First Report of Spotted-Wing Drosophila

Source: South Dakota State University Press Release.

Brookings, South Dakota (September 9, 2013)--The first specimen of spotted-wing drosophila (Drosophila suzukii) was identified in South Dakota on August 28 2013. The specimen was collected in a vinegar trap set in Yankton County. Trapping and preliminary identification was conducted by Buyung Hadi, SDSU Extension Eurban Entomology Specialist. The identification was confirmed by Paul Johnson, Professor of entomology and director of Severin-McDaniel insect collection at SDSU.


Spotted-wing drosophila was first detected in California in 2008. Subsequently populations of spotted-wing drosophila have been detected in multiple states in all parts of the country including the Midwest.

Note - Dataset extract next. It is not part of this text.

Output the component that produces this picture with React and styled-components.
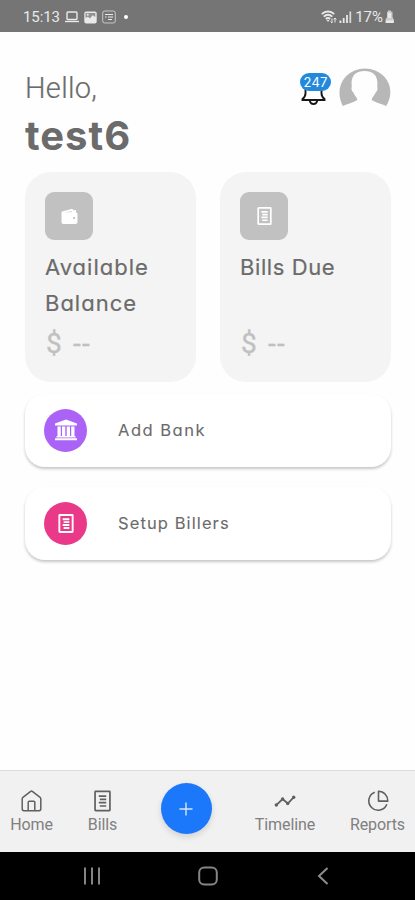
import styled, { createGlobalStyle } from "styled-components";

const colors = {
  status: "#757575",
  text: "#6b6b6b",
  muted: "#c0c0c0",
  card: "#f4f4f4",
  tile: "#c1c1c1",
  nav: "#f1f1f1",
  blue: "#1b78fb",
  badge: "#2389dc",
  purple: "#ab62f7",
  pink: "#e93988",
};

const GlobalStyle = createGlobalStyle`
  * {
    box-sizing: border-box;
  }
  body {
    margin: 0;
    background: #fefefe;
    font-family: Inter, "Open Sans", sans-serif;
    font-feature-settings: "cv11";
    color: ${colors.text};
  }
  svg {
    display: block;
    flex: none;
  }
`;

const Screen = styled.div`
  display: flex;
  flex-direction: column;
  width: 415px;
  height: 900px;
  overflow: hidden;
`;

const StatusBar = styled.header`
  display: flex;
  justify-content: space-between;
  align-items: center;
  height: 32px;
  padding: 2px 21px 0 23px;
  background: ${colors.status};
  color: #e9e9e9;
  font-family: Roboto, sans-serif;
`;

const StatusGroup = styled.div`
  display: flex;
  align-items: center;
  gap: ${(props) => props.$gap}px;
`;

const StatusText = styled.span`
  font-size: 15px;
  line-height: 18px;
  letter-spacing: ${(props) => props.$spacing}px;
`;

const StatusDot = styled.span`
  width: 4px;
  height: 4px;
  margin-left: 3px;
  border-radius: 50%;
  background: #fff;
`;

const Main = styled.main`
  flex: 1;
  padding: 35px 24px 0 25px;
`;

const Header = styled.div`
  display: flex;
  justify-content: space-between;
  height: 105px;
`;

const Greeting = styled.p`
  margin: 0;
  font-family: Roboto, sans-serif;
  font-size: 29px;
  font-weight: 300;
  line-height: 42px;
  letter-spacing: 0.3px;
  -webkit-text-stroke: 0.2px currentColor;
`;

const UserName = styled.h1`
  margin: 0;
  font-size: 40px;
  font-weight: 700;
  line-height: 54px;
  letter-spacing: 1px;
`;

const HeaderActions = styled.div`
  display: flex;
  align-items: flex-start;
  gap: 8px;
`;

const Bell = styled.div`
  position: relative;
  width: 31px;
  padding: 11px 0 0;
`;

const Badge = styled.span`
  position: absolute;
  top: 6px;
  left: 0;
  width: 31px;
  height: 18px;
  border-radius: 9px;
  background: ${colors.badge};
  color: #fff;
  font-size: 13px;
  font-weight: 400;
  line-height: 18px;
  letter-spacing: 0.2px;
  text-align: center;
`;

const Cards = styled.section`
  display: grid;
  grid-template-columns: 171px 171px;
  justify-content: space-between;
`;

const Card = styled.article`
  display: flex;
  flex-direction: column;
  height: 210px;
  padding: 20px;
  border-radius: 26px;
  background: ${colors.card};
`;

const Tile = styled.div`
  display: grid;
  place-items: center;
  width: 48px;
  height: 48px;
  border-radius: 9px;
  background: ${colors.tile};
  color: #fff;
`;

const CardTitle = styled.h2`
  flex: 1;
  margin: 9px 0 0;
  font-size: 22px;
  font-weight: 400;
  line-height: 36px;
  letter-spacing: ${(props) => props.$spacing}px;
  white-space: pre-line;
  -webkit-text-stroke: 0.2px currentColor;
`;

const Amount = styled.p`
  margin: 0 0 2px 1px;
  color: ${colors.muted};
  font-family: Roboto, sans-serif;
  font-size: 28px;
  line-height: 32px;
  letter-spacing: 1.2px;
  word-spacing: 2px;
  -webkit-text-stroke: 0.3px currentColor;
`;

const Actions = styled.section`
  display: flex;
  flex-direction: column;
  gap: 20px;
  margin-top: 12px;
`;

const ActionRow = styled.button`
  display: flex;
  align-items: center;
  gap: 31px;
  height: 73px;
  padding: 0 19px 1px;
  border: 0;
  border-radius: 20px;
  background: #fff;
  box-shadow: 0 2px 3px rgba(0, 0, 0, 0.22);
  color: ${colors.text};
  font: inherit;
  font-size: 16.5px;
  font-feature-settings: "cv11";
  letter-spacing: ${(props) => props.$spacing}px;
  -webkit-text-stroke: 0.1px currentColor;
`;

const Circle = styled.span`
  display: grid;
  place-items: center;
  width: 43px;
  height: 43px;
  border-radius: 50%;
  background: ${(props) => props.$color};
  color: #fff;
`;

const TabBar = styled.nav`
  display: grid;
  grid-template-columns: 63px 79px 88px 110px 75px;
  height: 82px;
  border-top: 1px solid #dcdcdc;
  background: ${colors.nav};
`;

const Tab = styled.div`
  display: flex;
  flex-direction: column;
  align-items: center;
  gap: 2px;
  padding-top: 19px;
  color: #606060;
`;

const TabLabel = styled.span`
  color: #808080;
  font-family: Roboto, sans-serif;
  font-size: 16px;
  line-height: 22px;
  letter-spacing: -0.1px;
`;

const AddButton = styled.button`
  display: grid;
  place-items: center;
  align-self: start;
  justify-self: center;
  width: 51px;
  height: 51px;
  margin-top: 12px;
  padding: 0;
  border: 0;
  border-radius: 50%;
  background: ${colors.blue};
  box-shadow: 0 3px 6px rgba(0, 0, 0, 0.13);
`;

const SystemBar = styled.footer`
  display: grid;
  grid-template-columns: 149px 83px 148px;
  place-items: center;
  height: 48px;
  padding-left: 17px;
  background: #000;
`;

const LaptopIcon = () => (
  <svg width="14" height="12" viewBox="0 0 14 12" fill="none" stroke="currentColor" strokeWidth="1.4">
    <rect x="2" y="1" width="10" height="7.5" rx="1" />
    <path d="M0 10.5h14" />
  </svg>
);

const PictureIcon = () => (
  <svg width="13" height="13" viewBox="0 0 13 13">
    <rect x="0.3" y="0.5" width="12.4" height="12" rx="2" fill="currentColor" />
    <path d="M1.5 6.8V2h9.8v4L8.6 4.2 6 7.5 4 5.8z" fill="#929292" />
    <circle cx="3.8" cy="3.7" r="1" fill="currentColor" />
  </svg>
);

const NewsIcon = () => (
  <svg width="14" height="14" viewBox="0 0 14 14" fill="none" stroke="currentColor">
    <rect x="0.7" y="1" width="12.6" height="12" rx="2" opacity="0.7" />
    <path d="M3 4.5h8M6 7h5M6 9.5h4M3 7h1.5" />
  </svg>
);

const WifiIcon = () => (
  <svg width="16" height="14" viewBox="0 0 16 14" fill="none" stroke="currentColor" strokeWidth="1.8">
    <path d="M0.8 4.2c3.5-3.6 8.9-3.6 12.4 0M2.7 6.7c2.6-2.4 6-2.4 8.6 0M4.8 9c1.4-1.2 3-1.2 4.4 0" />
    <path d="M5.5 10h3L7 12z" fill="currentColor" stroke="none" />
    <path d="M11 13V8.5M9.6 11.5 11 13M14 8v4.5M12.8 9.5 14 8l1.3 1.5" strokeWidth="1" />
  </svg>
);

const SignalIcon = () => (
  <svg width="13" height="13" viewBox="0 0 13 13" fill="currentColor">
    <path d="M0.5 9.5h1.8V12H0.5zM3.8 7h1.8v5H3.8zM7.1 4h1.8v8H7.1z" />
    <path d="M10.4 0.5h1.8V12h-1.8z" opacity="0.85" />
  </svg>
);

const BatteryIcon = () => (
  <svg width="9" height="14" viewBox="0 0 9 14" fill="currentColor">
    <path d="M3 0.5h3v1.3h1.5V7L9 10v3H0.5v-3L2 7V1.8h1z" opacity="0.75" />
    <path d="M1 10.5h7.5V13H1zM3 3h3v5H3z" />
  </svg>
);

const BellIcon = () => (
  <svg width="27" height="30" viewBox="0 0 27 30" fill="none" stroke="#171717" strokeWidth="1.9">
    <path d="M5.5 10v5.3c0 2.5-.8 4.1-3 5.700v1h22v-1c-2.200-1.600-3-3.200-3-5.700V10" />
    <path d="M9.600 22c.4 2.600 1.700 4 3.900 4s3.500-1.400 3.900-4" />
  </svg>
);

const AvatarIcon = () => (
  <svg width="52" height="40" viewBox="0 0 52 40">
    <path
      d="M3.800 39C-1.600 28-.4 17.500 6.800 9.600 17.400-1.200 34.700-1.200 45.200 9.600 52.400 17.500 53.600 28 47.200 39c-4.700-2.400-10.400-3.100-14.600-6 .4-2.700 2.800-4.400 3.900-7.200 1.700-1.400 2.500-3.600 1.700-6.200C39.600 9.200 34.600 4 25.500 4S11.400 9.200 12.800 19.600c-.8 2.600 0 4.800 1.700 6.200 1.100 2.800 3.500 4.500 3.900 7.200-4.200 2.900-9.900 3.600-14.600 6z"
      fill="#b7b7b7"
    />
  </svg>
);

const WalletIcon = () => (
  <svg width="17" height="17" viewBox="0 0 17 17">
    <path d="M1 3.500 10.500 1c1-.2 1.600.2 1.600 1.200L15 2v2.300c1 .3 1.500.8 1.500 2v7.700c0 1.300-.7 2-2 2H2.500c-1.300 0-2-.7-2-2V4.500z" fill="#fff" />
    <path d="M3 4.200 11 3v1.200z" fill="#d8d8d8" />
    <circle cx="13" cy="10" r="1" fill="#b5b5b5" />
  </svg>
);

const BillIcon = ({ width, height, stroke = 1.6 }) => (
  <svg width={width} height={height} viewBox="0 0 16 20" fill="none" stroke="currentColor" strokeWidth={stroke}>
    <rect x="1" y="1" width="14" height="18" rx="0.5" />
    <path d="M4.500 5.500h7M5.500 8.500h6M4.500 11.500h7M5.500 14.700h6" />
  </svg>
);

const BankIcon = () => (
  <svg width="24" height="22" viewBox="0 0 24 22" fill="#fff">
    <path d="M12 0.500 23 4.500v2H1v-2zM3.500 7.500h3.300v9.500H3.500zM8 7.500h3.300v9.500H8zM12.700 7.500H16v9.500h-3.300zM17.200 7.500h3.300v9.500h-3.300zM2.500 17h19v1.500h-19zM1 19.300h22v2H1z" />
  </svg>
);

const HomeIcon = () => (
  <svg width="21" height="22" viewBox="0 0 21 22" fill="none" stroke="currentColor" strokeWidth="1.500" strokeLinejoin="round">
    <path d="M1.200 8.800c0-.6.2-1 .7-1.400L9.700 1.300a1.300 1.300 0 0 1 1.600 0l7.800 6.100c.5.4.7.8.7 1.400v10c0 1.200-.6 1.900-1.700 1.900H2.900c-1.100 0-1.700-.7-1.700-1.900z" />
    <path d="M7.200 20.500v-8.200c0-.7.3-1 1-1h4.600c.7 0 1 .3 1 1v8.200" />
  </svg>
);

const TimelineIcon = () => (
  <svg width="22" height="22" viewBox="0 0 22 22" fill="none" stroke="currentColor" strokeWidth="1.800">
    <path d="m2.300 15.200 6.300-6.200 5.200 4.500 5.800-6.200" />
    <g fill="currentColor" stroke="none">
      <circle cx="2.300" cy="15" r="1.700" />
      <circle cx="8.600" cy="9" r="1.700" />
      <circle cx="13.700" cy="13.500" r="1.700" />
      <circle cx="19.700" cy="7.300" r="1.700" />
    </g>
  </svg>
);

const PieIcon = () => (
  <svg width="22" height="22" viewBox="0 0 22 22" fill="none" stroke="currentColor" strokeWidth="1.600">
    <path d="M7.800 2.200a9.300 9.300 0 1 0 12 12" />
    <path d="M11.500 1.200v9.900h9.300a9.500 9.500 0 0 0-9.300-9.900z" strokeLinejoin="round" />
  </svg>
);

const RecentsIcon = () => (
  <svg width="18" height="18" viewBox="0 0 18 18" stroke="#858585" strokeWidth="2">
    <path d="M2 0.500v17M9 0.500v17M16 0.500v17" />
  </svg>
);

const HomeKeyIcon = () => (
  <svg width="20" height="20" viewBox="0 0 20 20" fill="none" stroke="#858585" strokeWidth="2">
    <rect x="1.200" y="1.500" width="17.600" height="17" rx="5" />
  </svg>
);

const BackIcon = () => (
  <svg width="12" height="18" viewBox="0 0 12 18" fill="none" stroke="#8c8c8c" strokeWidth="2">
    <path d="M10.500 1 2 9l8.500 8" />
  </svg>
);

export default function App() {
  return (
    <Screen>
      <GlobalStyle />
      <StatusBar>
        <StatusGroup $gap={5}>
          <StatusText $spacing={-0.1}>15:13</StatusText>
          <LaptopIcon />
          <PictureIcon />
          <NewsIcon />
          <StatusDot />
        </StatusGroup>
        <StatusGroup $gap={2}>
          <WifiIcon />
          <SignalIcon />
          <StatusText $spacing={0}>&#8202;17%</StatusText>
          <BatteryIcon />
        </StatusGroup>
      </StatusBar>

      <Main>
        <Header>
          <div>
            <Greeting>Hello,</Greeting>
            <UserName>test6</UserName>
          </div>
          <HeaderActions>
            <Bell>
              <BellIcon />
              <Badge>247</Badge>
            </Bell>
            <AvatarIcon />
          </HeaderActions>
        </Header>

        <Cards>
          <Card>
            <Tile>
              <WalletIcon />
            </Tile>
            <CardTitle $spacing={1}>{"Available\nBalance"}</CardTitle>
            <Amount>$ --</Amount>
          </Card>
          <Card>
            <Tile>
              <BillIcon width={15} height={18} stroke={1.9} />
            </Tile>
            <CardTitle $spacing={0.6}>Bills Due</CardTitle>
            <Amount>$ --</Amount>
          </Card>
        </Cards>

        <Actions>
          <ActionRow $spacing={1.5}>
            <Circle $color={colors.purple}>
              <BankIcon />
            </Circle>
            Add Bank
          </ActionRow>
          <ActionRow $spacing={1.1}>
            <Circle $color={colors.pink}>
              <BillIcon width={16} height={19} stroke={2} />
            </Circle>
            Setup Billers
          </ActionRow>
        </Actions>
      </Main>

      <TabBar>
        <Tab>
          <HomeIcon />
          <TabLabel>Home</TabLabel>
        </Tab>
        <Tab>
          <BillIcon width={17} height={22} />
          <TabLabel>Bills</TabLabel>
        </Tab>
        <AddButton>
          <svg width="14" height="14" viewBox="0 0 14 14" stroke="#d5e6ff" strokeWidth="1.400">
            <path d="M7 0.500v13M0.500 7h13" />
          </svg>
        </AddButton>
        <Tab>
          <TimelineIcon />
          <TabLabel>Timeline</TabLabel>
        </Tab>
        <Tab>
          <PieIcon />
          <TabLabel>Reports</TabLabel>
        </Tab>
      </TabBar>

      <SystemBar>
        <RecentsIcon />
        <HomeKeyIcon />
        <BackIcon />
      </SystemBar>
    </Screen>
  );
}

"Unlike other vinegar flies that are considered nuisance due to their habit of laying eggs inside cracked or damaged fruits, female spotted-wing drosophila has serrated ovipositor capable of laying eggs inside healthy ripe fruits," Hadi said. "Consequently, developing larvae (small white maggots) can often be found within the harvestable fruits."

Hadi said this is especially true for raspberry, blueberry and blackberry. Due to this, spotted-wing drosophila is considered a potentially damaging pest for small fruit production.

SDSU Extension is currently organizing a volunteer-based trapping effort in collaboration with fruit growers across the state to assess the spatial distribution of the potentially damaging insect pest.